SIUE’s Gay-Straight Alliance student organization is putting a heavy emphasis on mutual respect after recent bias incidents on campus.
Sara Simpson, a sophomore nursing student and the vice president of the GSA from Galatia, Illinois, is a strong advocate for respecting views among the SIUE community.
“My biggest thing is just trying to understand [the LGBTQ community], even if you don’t agree with us at least try to see our point because [GSA] makes an effort to try to see everybody’s point of view,” Simpson said.
GSA recently held an information panel on what to do if someone comes out to you, for coming out week, on Oct. 12. SIUE staff, faculty and students were able to ask questions and gain information about making a coming-out plan: what to do when someone comes out to you and receiving resources for transgender and nonbinary students.
Simpson said a Christian group confronted the panel and GSA tried to answer their questions.

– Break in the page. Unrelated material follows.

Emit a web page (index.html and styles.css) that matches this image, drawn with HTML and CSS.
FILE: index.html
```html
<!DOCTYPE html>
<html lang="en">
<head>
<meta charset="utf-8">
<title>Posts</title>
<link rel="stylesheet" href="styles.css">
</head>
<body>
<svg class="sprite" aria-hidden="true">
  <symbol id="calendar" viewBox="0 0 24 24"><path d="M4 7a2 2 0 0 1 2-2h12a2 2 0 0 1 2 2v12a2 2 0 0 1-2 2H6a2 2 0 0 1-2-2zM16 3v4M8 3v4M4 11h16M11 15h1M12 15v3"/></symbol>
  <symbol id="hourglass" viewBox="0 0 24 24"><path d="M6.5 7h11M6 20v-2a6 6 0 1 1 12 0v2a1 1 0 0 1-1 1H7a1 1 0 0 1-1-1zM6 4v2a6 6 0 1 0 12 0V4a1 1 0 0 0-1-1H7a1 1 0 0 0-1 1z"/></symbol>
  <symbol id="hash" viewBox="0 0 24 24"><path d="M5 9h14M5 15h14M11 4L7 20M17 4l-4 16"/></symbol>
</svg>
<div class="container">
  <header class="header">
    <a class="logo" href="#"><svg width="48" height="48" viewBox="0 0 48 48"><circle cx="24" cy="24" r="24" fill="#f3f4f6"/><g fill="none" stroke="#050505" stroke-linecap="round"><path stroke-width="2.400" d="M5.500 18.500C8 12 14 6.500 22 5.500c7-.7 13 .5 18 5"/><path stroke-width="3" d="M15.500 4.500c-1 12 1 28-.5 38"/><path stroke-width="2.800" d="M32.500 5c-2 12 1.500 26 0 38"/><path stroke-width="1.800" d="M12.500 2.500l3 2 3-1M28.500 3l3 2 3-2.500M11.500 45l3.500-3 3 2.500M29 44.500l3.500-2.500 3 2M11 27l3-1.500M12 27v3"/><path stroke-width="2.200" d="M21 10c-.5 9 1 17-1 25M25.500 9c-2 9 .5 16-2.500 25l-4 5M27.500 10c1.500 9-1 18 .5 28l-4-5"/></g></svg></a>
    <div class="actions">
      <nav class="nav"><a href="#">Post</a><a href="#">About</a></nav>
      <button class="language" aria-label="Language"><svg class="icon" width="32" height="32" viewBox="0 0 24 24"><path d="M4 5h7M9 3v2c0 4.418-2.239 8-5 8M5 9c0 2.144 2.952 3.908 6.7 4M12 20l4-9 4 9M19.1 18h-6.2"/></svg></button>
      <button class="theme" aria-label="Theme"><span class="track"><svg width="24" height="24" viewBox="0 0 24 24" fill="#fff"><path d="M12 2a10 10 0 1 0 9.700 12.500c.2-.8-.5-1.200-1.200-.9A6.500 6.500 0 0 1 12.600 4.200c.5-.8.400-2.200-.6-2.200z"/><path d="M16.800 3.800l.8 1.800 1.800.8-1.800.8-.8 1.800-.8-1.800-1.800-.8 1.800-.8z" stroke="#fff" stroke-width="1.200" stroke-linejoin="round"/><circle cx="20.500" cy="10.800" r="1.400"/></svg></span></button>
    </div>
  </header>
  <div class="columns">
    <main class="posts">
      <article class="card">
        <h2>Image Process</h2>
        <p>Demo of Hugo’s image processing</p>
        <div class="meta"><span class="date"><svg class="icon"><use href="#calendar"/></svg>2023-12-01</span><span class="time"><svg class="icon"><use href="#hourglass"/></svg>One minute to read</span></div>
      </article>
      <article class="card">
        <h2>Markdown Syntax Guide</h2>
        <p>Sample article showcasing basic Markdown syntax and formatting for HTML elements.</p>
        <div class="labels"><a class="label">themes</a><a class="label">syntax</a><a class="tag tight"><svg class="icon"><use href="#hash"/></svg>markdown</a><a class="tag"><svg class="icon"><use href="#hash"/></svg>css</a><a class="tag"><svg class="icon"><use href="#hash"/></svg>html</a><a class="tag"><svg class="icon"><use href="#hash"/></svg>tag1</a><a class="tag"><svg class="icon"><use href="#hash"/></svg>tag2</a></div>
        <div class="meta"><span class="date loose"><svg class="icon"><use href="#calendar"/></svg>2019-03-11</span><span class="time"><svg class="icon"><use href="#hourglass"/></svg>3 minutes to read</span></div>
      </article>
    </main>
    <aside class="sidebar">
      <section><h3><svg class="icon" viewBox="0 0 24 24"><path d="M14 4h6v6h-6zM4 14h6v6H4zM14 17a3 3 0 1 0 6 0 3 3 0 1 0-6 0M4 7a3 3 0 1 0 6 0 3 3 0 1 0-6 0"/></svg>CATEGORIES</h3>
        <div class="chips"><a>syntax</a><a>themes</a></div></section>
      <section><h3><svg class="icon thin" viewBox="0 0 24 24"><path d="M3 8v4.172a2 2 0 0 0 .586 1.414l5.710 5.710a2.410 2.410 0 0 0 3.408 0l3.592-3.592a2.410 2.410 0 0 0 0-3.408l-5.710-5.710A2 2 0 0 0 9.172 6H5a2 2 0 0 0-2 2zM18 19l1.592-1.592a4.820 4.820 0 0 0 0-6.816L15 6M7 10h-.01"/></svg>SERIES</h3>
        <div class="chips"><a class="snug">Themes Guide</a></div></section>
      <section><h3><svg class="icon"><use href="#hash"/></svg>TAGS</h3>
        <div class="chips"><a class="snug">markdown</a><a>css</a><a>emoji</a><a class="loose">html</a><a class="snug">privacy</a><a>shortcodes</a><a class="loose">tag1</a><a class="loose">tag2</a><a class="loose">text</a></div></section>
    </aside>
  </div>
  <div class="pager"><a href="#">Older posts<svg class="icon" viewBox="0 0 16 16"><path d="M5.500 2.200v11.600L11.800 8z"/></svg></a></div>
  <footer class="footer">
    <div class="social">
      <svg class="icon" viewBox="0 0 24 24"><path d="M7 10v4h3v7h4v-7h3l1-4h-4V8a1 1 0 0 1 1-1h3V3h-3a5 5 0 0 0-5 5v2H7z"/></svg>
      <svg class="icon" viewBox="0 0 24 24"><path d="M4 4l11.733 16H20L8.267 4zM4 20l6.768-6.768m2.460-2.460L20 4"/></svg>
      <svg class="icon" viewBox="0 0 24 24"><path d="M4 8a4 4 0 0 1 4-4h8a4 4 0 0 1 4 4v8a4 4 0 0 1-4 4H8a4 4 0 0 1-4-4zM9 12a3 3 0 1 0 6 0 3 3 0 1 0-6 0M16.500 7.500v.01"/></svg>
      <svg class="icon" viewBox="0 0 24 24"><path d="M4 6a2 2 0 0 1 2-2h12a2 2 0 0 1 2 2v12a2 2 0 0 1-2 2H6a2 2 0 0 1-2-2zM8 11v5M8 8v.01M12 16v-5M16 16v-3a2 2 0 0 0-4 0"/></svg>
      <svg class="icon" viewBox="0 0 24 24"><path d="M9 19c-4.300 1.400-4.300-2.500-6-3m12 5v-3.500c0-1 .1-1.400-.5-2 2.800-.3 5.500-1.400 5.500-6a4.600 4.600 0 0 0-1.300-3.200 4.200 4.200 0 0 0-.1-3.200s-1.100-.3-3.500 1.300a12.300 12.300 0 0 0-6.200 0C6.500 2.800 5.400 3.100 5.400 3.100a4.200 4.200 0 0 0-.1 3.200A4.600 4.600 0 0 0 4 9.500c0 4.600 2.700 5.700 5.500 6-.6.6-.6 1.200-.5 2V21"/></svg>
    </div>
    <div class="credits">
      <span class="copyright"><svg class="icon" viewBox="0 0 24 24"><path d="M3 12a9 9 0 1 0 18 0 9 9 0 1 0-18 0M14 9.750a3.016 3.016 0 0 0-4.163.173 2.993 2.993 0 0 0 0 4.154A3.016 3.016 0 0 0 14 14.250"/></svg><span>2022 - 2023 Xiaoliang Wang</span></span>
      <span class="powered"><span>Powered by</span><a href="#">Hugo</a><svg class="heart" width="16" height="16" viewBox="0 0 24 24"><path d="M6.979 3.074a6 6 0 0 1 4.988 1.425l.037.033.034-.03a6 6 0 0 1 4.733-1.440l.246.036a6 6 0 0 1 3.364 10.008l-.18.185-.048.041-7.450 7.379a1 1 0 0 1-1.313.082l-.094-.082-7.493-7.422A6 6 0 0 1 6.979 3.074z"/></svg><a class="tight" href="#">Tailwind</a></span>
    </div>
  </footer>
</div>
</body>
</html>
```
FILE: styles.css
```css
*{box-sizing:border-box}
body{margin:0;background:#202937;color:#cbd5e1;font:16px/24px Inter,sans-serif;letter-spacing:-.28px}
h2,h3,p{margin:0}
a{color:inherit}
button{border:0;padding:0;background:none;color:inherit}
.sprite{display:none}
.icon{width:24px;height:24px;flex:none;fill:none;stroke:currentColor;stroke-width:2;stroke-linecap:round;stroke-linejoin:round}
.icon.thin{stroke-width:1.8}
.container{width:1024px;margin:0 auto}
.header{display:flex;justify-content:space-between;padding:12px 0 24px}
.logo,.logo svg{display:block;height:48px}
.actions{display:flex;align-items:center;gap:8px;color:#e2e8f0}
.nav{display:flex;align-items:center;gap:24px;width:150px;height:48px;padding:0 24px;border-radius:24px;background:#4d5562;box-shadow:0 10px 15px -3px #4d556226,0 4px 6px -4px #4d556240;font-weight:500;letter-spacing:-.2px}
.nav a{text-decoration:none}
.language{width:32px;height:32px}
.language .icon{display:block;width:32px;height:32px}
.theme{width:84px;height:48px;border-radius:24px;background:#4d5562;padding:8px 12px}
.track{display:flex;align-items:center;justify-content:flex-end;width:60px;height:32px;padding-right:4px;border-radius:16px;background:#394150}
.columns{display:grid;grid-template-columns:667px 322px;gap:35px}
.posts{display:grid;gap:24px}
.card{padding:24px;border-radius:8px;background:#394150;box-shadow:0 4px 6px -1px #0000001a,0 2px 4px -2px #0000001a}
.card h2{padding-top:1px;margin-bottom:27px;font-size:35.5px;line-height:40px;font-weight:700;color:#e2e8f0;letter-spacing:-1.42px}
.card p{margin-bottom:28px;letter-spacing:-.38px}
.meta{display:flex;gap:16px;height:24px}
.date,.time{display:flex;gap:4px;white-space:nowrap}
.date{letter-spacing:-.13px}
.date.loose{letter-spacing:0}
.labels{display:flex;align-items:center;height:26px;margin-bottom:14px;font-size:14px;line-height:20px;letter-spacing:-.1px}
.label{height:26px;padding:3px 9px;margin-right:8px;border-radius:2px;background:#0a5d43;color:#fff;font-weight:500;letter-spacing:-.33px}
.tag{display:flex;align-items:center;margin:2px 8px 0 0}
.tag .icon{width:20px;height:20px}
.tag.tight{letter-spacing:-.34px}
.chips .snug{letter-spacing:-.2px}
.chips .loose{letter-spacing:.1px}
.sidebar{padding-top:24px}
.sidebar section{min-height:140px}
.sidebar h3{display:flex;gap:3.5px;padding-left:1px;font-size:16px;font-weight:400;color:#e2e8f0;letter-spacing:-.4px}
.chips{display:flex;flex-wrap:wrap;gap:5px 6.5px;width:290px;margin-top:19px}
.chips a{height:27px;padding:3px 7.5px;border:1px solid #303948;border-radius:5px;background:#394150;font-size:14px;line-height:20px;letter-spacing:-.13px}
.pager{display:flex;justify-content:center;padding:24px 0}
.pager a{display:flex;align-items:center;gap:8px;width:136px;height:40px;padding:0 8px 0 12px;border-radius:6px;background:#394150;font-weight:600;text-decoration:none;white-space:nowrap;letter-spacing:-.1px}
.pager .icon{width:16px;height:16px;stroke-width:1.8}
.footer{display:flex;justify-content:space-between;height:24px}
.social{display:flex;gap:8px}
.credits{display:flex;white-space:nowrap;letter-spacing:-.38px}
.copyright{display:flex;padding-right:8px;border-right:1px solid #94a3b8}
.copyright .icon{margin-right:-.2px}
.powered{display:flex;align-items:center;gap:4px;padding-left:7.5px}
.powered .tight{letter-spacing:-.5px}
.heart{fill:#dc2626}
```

“We held our panel during coming out week and a Christian group came up to us out of nowhere and spent an hour asking us questions regarding our religious beliefs and how that corresponded with LGBT identities,” Simpson said. “I am Christian and one of our other executive board members is Catholic, but they didn’t want to accept that we were gay, Catholic and Christian.”

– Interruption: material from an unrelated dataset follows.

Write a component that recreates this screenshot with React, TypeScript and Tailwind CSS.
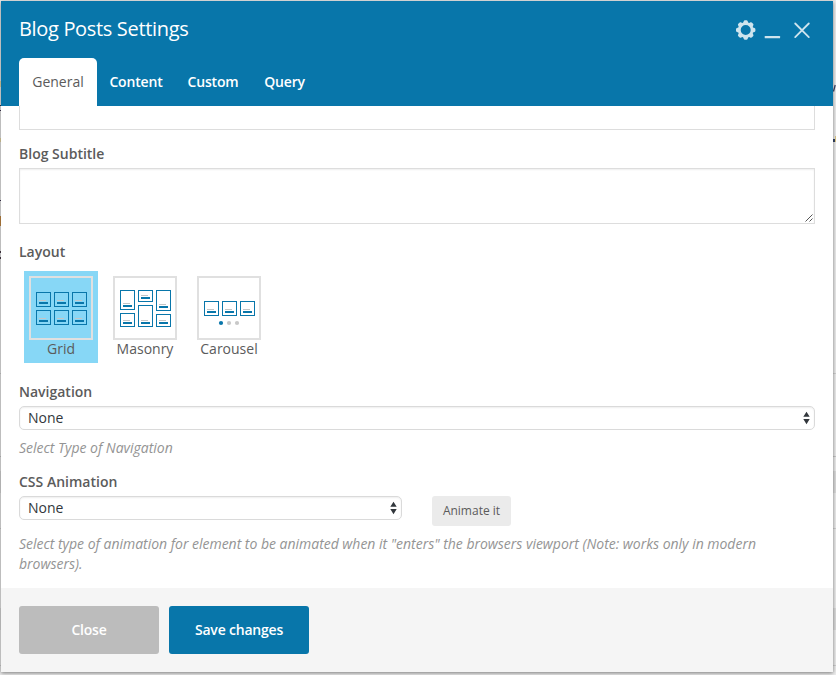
import React from "react";

type Box = [x: number, y: number, h: number];

const gridBoxes: Box[] = [
  [5, 14, 15], [23, 14, 15], [41, 14, 15],
  [5, 32, 15], [23, 32, 15], [41, 32, 15],
];
const masonryBoxes: Box[] = [
  [5, 12, 20], [5, 35, 14],
  [23, 12, 12], [23, 27, 22],
  [41, 12, 21], [41, 36, 13],
];
const carouselBoxes: Box[] = [[5, 23, 15], [23, 23, 15], [41, 23, 15]];

function LayoutOption({ label, boxes, active, dots }: { label: string; boxes: Box[]; active?: boolean; dots?: boolean }) {
  return (
    <div className={`flex h-[92px] w-[74px] flex-col items-center pt-[5px] ${active ? "bg-[#87d7f6]" : ""}`}>
      <svg width="64" height="64" viewBox="-2 -2 64 64" className="shrink-0">
        <rect x="-1" y="-1" width="62" height="62" fill={active ? "none" : "#fff"} stroke="#e0e0e0" strokeWidth="2" />
        {boxes.map(([x, y, h]) => (
          <g key={`${x}-${y}`}>
            <rect x={x + 0.5} y={y + 0.5} width="14" height={h - 1} fill="none" stroke="#0876aa" />
            <rect x={x + 3} y={y + h - 7} width="7" height="1" fill="#c4c6c7" />
            <rect x={x + 3} y={y + h - 5} width="9" height="2" fill="#0876aa" />
          </g>
        ))}
        {dots && (
          <>
            <circle cx="22" cy="45" r="2.1" fill="#0876aa" />
            <circle cx="30" cy="45" r="2.1" fill="#c8c8c8" />
            <circle cx="38" cy="45" r="2.1" fill="#c8c8c8" />
          </>
        )}
      </svg>
      <span className="text-[14px] leading-[18px]">{label}</span>
    </div>
  );
}

function Select({ className }: { className: string }) {
  return (
    <div className={`flex h-6 items-center justify-between rounded-[5px] border border-[#dadada] bg-white pr-1 pl-2 text-[#32373c] shadow-[inset_0_1px_2px_rgba(0,0,0,0.07)] ${className}`}>
      <span className="text-[14px] leading-[22px]">None</span>
      <svg width="7" height="14" viewBox="0 0 7 14" fill="#32373c">
        <path d="M3.5 .7 6.7 5.8H.3zM3.5 13.2.3 8.1h6.4z" />
      </svg>
    </div>
  );
}

function Heading({ children, className = "" }: { children: React.ReactNode; className?: string }) {
  return <div className={`text-[14px] leading-5 font-semibold ${className}`}>{children}</div>;
}

export default function App() {
  const gear = Array.from({ length: 8 }, (_, i) => i * 45);
  return (
    <div className="relative h-[675px] w-[836px] overflow-hidden bg-[#eeeeee] pt-px pl-px font-['Open_Sans',sans-serif] text-[14px] text-[#5b5b5b]">
      {/* Page content peeking out around the dialog */}
      <svg className="absolute inset-0" width="836" height="675">
        <path d="M0 105h1v1H0zM0 110h1v1H0zM0 200h1v1H0z" fill="#39304f" />
        <path d="M0 81h1v6H0zM0 138h1v4H0z" fill="#eadba9" />
        <path d="M0 216h1v10H0z" fill="#c58a43" />
        <path d="M0 251h1v2H0zM0 257h1v2H0z" fill="#493c49" />
        <path d="M0 456h836v1H0z" fill="#c9c9c9" />
        <path d="M0 471h836v22H0zM0 608h836v22H0z" fill="#dedede" />
        <path d="M0 373h836v1H0zM0 528h836v1H0zM0 665h836v1H0z" fill="#d2d2d2" />
        <path d="m833.5 91.5 1.7-6.5" stroke="#394368" strokeWidth="1.3" />
        <path d="M833 139h2v3h-2z" fill="#354465" />
        <path d="M835 136h1v6h-1z" fill="#dfc989" />
      </svg>
      <div className="relative flex h-[671px] w-[832px] flex-col bg-white shadow-[0_1px_4px_rgba(0,0,0,0.5)]">
        <header className="flex h-[105px] shrink-0 flex-col justify-between bg-[#0876aa] px-[18px] text-white">
          <div className="flex h-[57px] items-start justify-between">
            <h1 className="pt-[14px] text-[20px] leading-7 tracking-[-0.33px]">Blog Posts Settings</h1>
            <svg width="84" height="28" viewBox="731 16 84 28" className="mt-[15px]" fill="#cee4ee">
              <path fillRule="evenodd" d="M745.7 22.3a7.7 7.7 0 1 0 0 15.4 7.7 7.7 0 0 0 0-15.4zm0 2.7a5 5 0 1 1 0 10 5 5 0 0 1 0-10z" />
              {gear.map((a) => (
                <path key={a} transform={`rotate(${a} 745.7 30)`} d="M742.9 23.5 743.7 21.2Q744 20.3 745 20.3H746.4Q747.4 20.3 747.7 21.2L748.5 23.5Z" />
              ))}
              <rect x="764.7" y="36" width="15.4" height="2.3" rx=".6" />
              <path d="m795.2 23.5 13.6 13.6m0-13.6-13.6 13.6" stroke="#cee4ee" strokeWidth="1.8" strokeLinecap="round" />
            </svg>
          </div>
          <nav className="flex h-12 text-[14px] leading-12 font-semibold tracking-[-0.16px]">
            <span className="w-[78px] rounded-t-[5px] bg-white text-center font-normal tracking-normal text-[#5b5b5b]">General</span>
            <span className="w-[78px] text-center">Content</span>
            <span className="w-[76px] text-center">Custom</span>
            <span className="w-[67px] text-center">Query</span>
          </nav>
        </header>
        <main className="flex h-[482px] shrink-0 flex-col px-[18px]">
          <div className="h-6 shrink-0 border border-t-0 border-[#dddddd]" />
          <Heading className="mt-[14px]">Blog Subtitle</Heading>
          <div className="mt-1 flex h-14 shrink-0 items-end justify-end border border-[#dddddd] p-px shadow-[inset_0_1px_2px_rgba(0,0,0,0.07)]">
            <svg width="8" height="8" viewBox="0 0 8 8" fill="none" stroke="#555"><path d="m.5 7.5 7-7m-3 7 3-3" /></svg>
          </div>
          <Heading className="mt-[18px]">Layout</Heading>
          <div className="mt-[9px] ml-[5px] flex gap-[10px]">
            <LayoutOption label="Grid" boxes={gridBoxes} active />
            <LayoutOption label="Masonry" boxes={masonryBoxes} />
            <LayoutOption label="Carousel" boxes={carouselBoxes} dots />
          </div>
          <Heading className="mt-[19px]">Navigation</Heading>
          <Select className="mt-1 w-full" />
          <p className="mt-2 leading-5 tracking-[-0.018px] text-[#949494] italic">Select Type of Navigation</p>
          <Heading className="mt-[14px]">CSS Animation</Heading>
          <div className="mt-1 flex h-[30px] items-start gap-[30px]">
            <Select className="w-[383px]" />
            <button className="h-[30px] w-[79px] rounded-[3px] bg-[#ebebeb] text-[12px] leading-[30px]">Animate it</button>
          </div>
          <p className="mt-2 leading-5 tracking-[-0.018px] text-[#949494] italic">
            Select type of animation for element to be animated when it "enters" the browsers viewport (Note: works only in modern<br />browsers).
          </p>
        </main>
        <footer className="flex flex-1 items-start gap-[10px] bg-[#f5f5f5] px-[18px] pt-[18px] text-[14px] font-semibold tracking-[-0.2px] text-white">
          <button className="h-12 w-[140px] rounded-[3px] bg-[#bcbcbc] pb-[2px]">Close</button>
          <button className="h-12 w-[140px] rounded-[3px] bg-[#0876aa] pb-[2px]">Save changes</button>
        </footer>
      </div>
    </div>
  );
}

Some members of the Christian group tried to listen and understand while others tried to say they were sinning. Simpson still appreciated that she was able to try to teach them about the LGBTQ community.
“We have been confronted by Christian groups on campus and we’ve made an effort to try and talk to them and tell them how we feel and have a civil conversation, so we just appreciate when people who don’t agree with us will at least try to see our side,” Simpson said.
Webster Dyer, a senior geography student from St. Joseph, Missouri, who helped Bryon Pierson, a former student who advocated for the LGBTQ community last semester, present his Serenity Plan – a multi-step plan to better the LGBTQ community at SIUE over a two or three-year span. Webster said he would combat prejudices of the LGBTQ community using education.
“I believe hate and prejudices comes from ignorance, and so I think the best way to combat prejudices is just to prove to people who have these views is that we are similar to them and that we are human beings just like they are; we are normal people too,” Dyer said.
Simpson said the incident that has really impacted her negatively was with the preacher that used to come to preach a sermon on the Straton Quadrangle concerning the sins of homosexuality.
“One preacher used to come every week on campus with his megaphone and one day he preached about homosexuality being a sin and it was one of his last sermons,” Simpson said. “[The preacher] had been on campus a lot and had never gone that far, but after he did do that, he was reported and I believe they didn’t allow him back on campus.”
Lydia Durr, a senior psychology student and the president of GSA said another form of respect is taking into consideration a person’s preference with pronouns.
“If someone tells another person they use they/them pronouns, and calling them she/her or he/him instead of their preferred pronouns is really rude and can really hurt that person’s feelings because it shows that you don’t really care,” Durr said.
Durr said being a part of the LGBTQ community is not a choice and a lot of people are not aware of that.
“It’s important for them to know that it’s not a choice, I hear that all the time that people think being gay is a choice, but really it’s not,” Durr said. “You can choose who you date, but that is different from who you are actually attracted to romantically, sexually or both.”
After the bias incident involving a homophobic slur keyed into the hood of a student’s car, Dyer said he believes administration has done a good job of trying to find who is responsible for the incidents.
“I think administration is doing all that they can,” Dyer said. “I followed last year’s administration’s follow-up when a student had a slur posted on their door and I think they did a good job of giving the student who was hurt the proper attention and also doing the best they could to go after whoever it was that did that.”
GSA has been working to let SIUE know they are accepting of all identities and encourage anyone who supports the LGBTQ community to get involved.
“We’re trying to be active and get people involved and we’re open to all different kinds of identities; it doesn’t just have to be gay,” Simpson said. “Even if you don’t have an identity yet or you are just questioning, you can still come to the group and learn.”
Durr said a name change to the organization will possibly be made to make it more inclusive.
“We are talking about changing the name to True Colors Alliance,” Durr said. “With GSA, it tends to out people right away even though it’s supposed to be open for allies too, but generally if you’re a part of GSA people are like, oh, Gay-Straight Alliance, you must be gay, and that can really out people when they don’t want to be outed.”
Simpson encourages those who are confused about their identity or are just interested in learning to come to a GSA meeting.
“We encourage them just to come to the meetings and get involved with members so they can know they are in a safe space,” Simpson said. “We can help them find information if they have any questions and we’re very open, especially the executive board, with sharing our stories how we came to realize our identities and struggles we went through to help people know they are not alone.”